Indah dan Cinta terheran-heran melihat rumah itu.
“Waw gede banget,”  kata Indah.
“Iyah,”  tambah Cinta.
Pak Adam dan Bu Rosa hanya tersenyum mendengar perkataan mereka.
Gerbang pun dibuka oleh salah satu penjaga rumah.
“Selamat datang Bu-Pak,” kata Pak Santo penjaga di sana, sambil membuka gerbang kemudian membukakan pintu mobil.
 “Ayo masuk,  ajak Pak Adam.
 Begitu sesampainya di rumah, Indah disambut dengan penuh kemeriahan oleh para asisten rumah tangga. Saat mereka masuk para asisten rumah tangga itu membungkuk hormat, menyambut mereka. Kemudian Bu Rosa menunjukan kamar Indah yang sudah ia siapkan sebelumnya untuk menyambut kedatangan anaknya itu.
“Permisi Bu, barang-barangnya mau ditaruh di mana?” kata mbak Sari (pembantu di rumah itu).
“Oh iya, kamu simpan di situ saja. Sari kamu antarkan Cinta ke kamarnya ya!”  kata Bu Rosa.

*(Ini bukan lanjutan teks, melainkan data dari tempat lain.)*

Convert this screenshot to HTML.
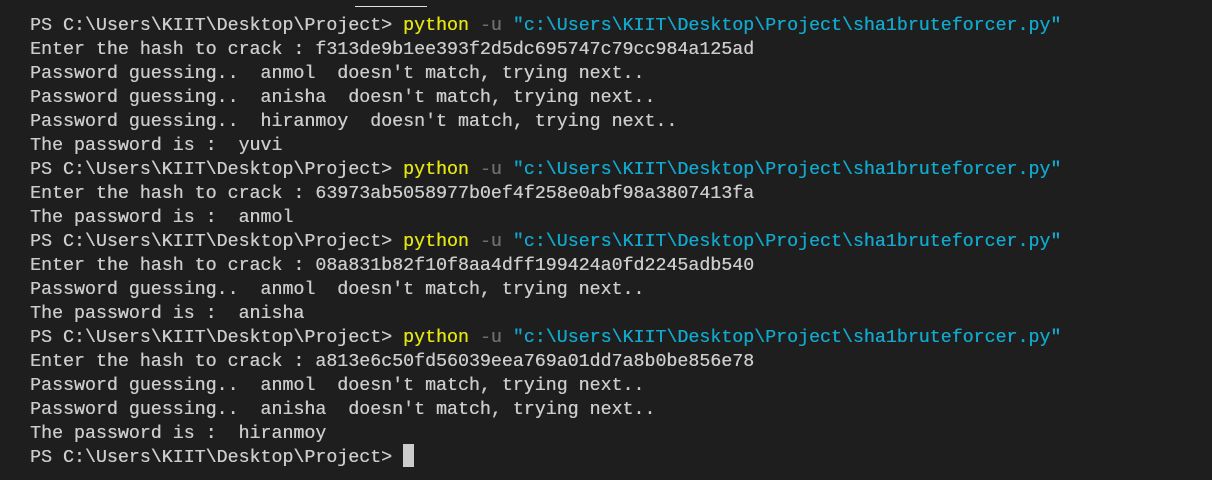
<!DOCTYPE html>
<html><head><meta charset="utf-8"><style>
html,body{margin:0;padding:0;background:#1e1e1e;width:1212px;height:480px;overflow:hidden}
.t{position:absolute;left:30px;top:14px;font-family:"Liberation Mono",monospace;font-size:18.3px;line-height:24px;color:#cccccc;white-space:pre;text-shadow:0.3px 0 0 currentColor}
.y{color:#e5e510}.g{color:#6e6e6e}.c{color:#11a8cd}
.bar{position:absolute;left:355px;top:6px;width:72px;height:1px;background:#e0e0e0}
.cur{position:absolute;left:403px;top:444px;width:11px;height:23px;background:#cccccc}
</style></head><body>
<div class="bar"></div>
<div class="t">PS C:\Users\KIIT\Desktop\Project&gt; <span class="y">python</span> <span class="g">-u</span> <span class="c">"c:\Users\KIIT\Desktop\Project\sha1bruteforcer.py"</span>
Enter the hash to crack : f313de9b1ee393f2d5dc695747c79cc984a125ad
Password guessing..  anmol  doesn't match, trying next..
Password guessing..  anisha  doesn't match, trying next..
Password guessing..  hiranmoy  doesn't match, trying next..
The password is :  yuvi
PS C:\Users\KIIT\Desktop\Project&gt; <span class="y">python</span> <span class="g">-u</span> <span class="c">"c:\Users\KIIT\Desktop\Project\sha1bruteforcer.py"</span>
Enter the hash to crack : 63973ab5058977b0ef4f258e0abf98a3807413fa
The password is :  anmol
PS C:\Users\KIIT\Desktop\Project&gt; <span class="y">python</span> <span class="g">-u</span> <span class="c">"c:\Users\KIIT\Desktop\Project\sha1bruteforcer.py"</span>
Enter the hash to crack : 08a831b82f10f8aa4dff199424a0fd2245adb540
Password guessing..  anmol  doesn't match, trying next..
The password is :  anisha
PS C:\Users\KIIT\Desktop\Project&gt; <span class="y">python</span> <span class="g">-u</span> <span class="c">"c:\Users\KIIT\Desktop\Project\sha1bruteforcer.py"</span>
Enter the hash to crack : a813e6c50fd56039eea769a01dd7a8b0be856e78
Password guessing..  anmol  doesn't match, trying next..
Password guessing..  anisha  doesn't match, trying next..
The password is :  hiranmoy
PS C:\Users\KIIT\Desktop\Project&gt; </div>
<div class="cur"></div>
</body></html>
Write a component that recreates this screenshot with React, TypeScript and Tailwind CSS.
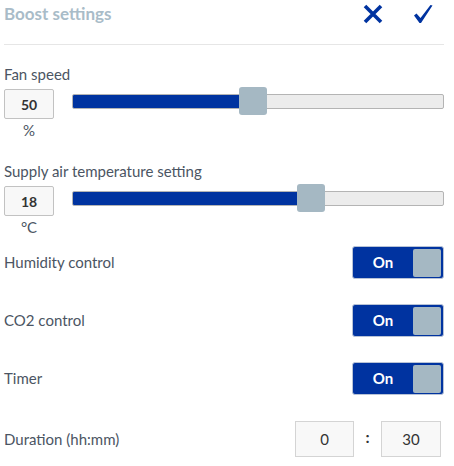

“Baik Bu,  ayo Non Cinta!”
Cinta pun diantarkan Mbak Sari ke kamarnya, Cinta pun langsung membereskan barang-barangnya. Setelah selesai, Cinta berpikir untuk melihat isi rumah. Cinta berjalan dan melihat setiap ruang di rumah itu. Lalu Cinta terhenti di depan kamar Indah. Dia melihat Indah sedang bersendau gurau dengan Bu Rosa. Sesekali Bu Rosa bertanya kehidupan di panti sambil mengelus-ngelus rambut Indah.
 “Aku ingin merasakan belaian seorang Ibu, di mana orang tua kandungku? Aku selalu berharap setiap pintu panti yang terbuka adalah orang tua kandungku yang mencariku,”  gumam Cinta dalam hati.
Cinta pun mencoba menenangkan perasaannya dengan pergi ke balkon. Di sana, dia melihat pemandangan sekitar sambil sesekali menghela nafas mengingat pertanyaannya barusan.
Di atas balkon itu dia melihat anak laki-laki yang seumuran dengannya sedang melamun di atas balkon rumahnya. Terlihat pembantunya sedang membawa barang-barang, seperti koper. Tak lama Ayahnya menghampirinya. Lelaki  itu menepuk-nepuk pundak anaknya dan mengajaknya pergi.
Sedangkan Cinta masih terpaku pada anak lelaki itu. Cinta menatap matanya dan mencoba mengartikannya. Terlihat pancaran kesedihan dan seperti enggan meninggalkan tempat itu. Anak lelaki itu pun melihat ke arah Cinta dan melihat tatapan Cinta ke padanya sembari pergi meninggalkan balkon.


            Saat malam hari Bu Rosa tidur di kamar Indah. Dia bercerita bahwa ulang tahun Indah adalah satu bulan yang lalu. Anggap saja semua barang-barang ini adalah kado ulang tahunmu, karena kami tidak bisa merayakan setiap ulang tahunmu dan tidak berada disampingmu selama ini,” kata Bu Rosa pada Indah.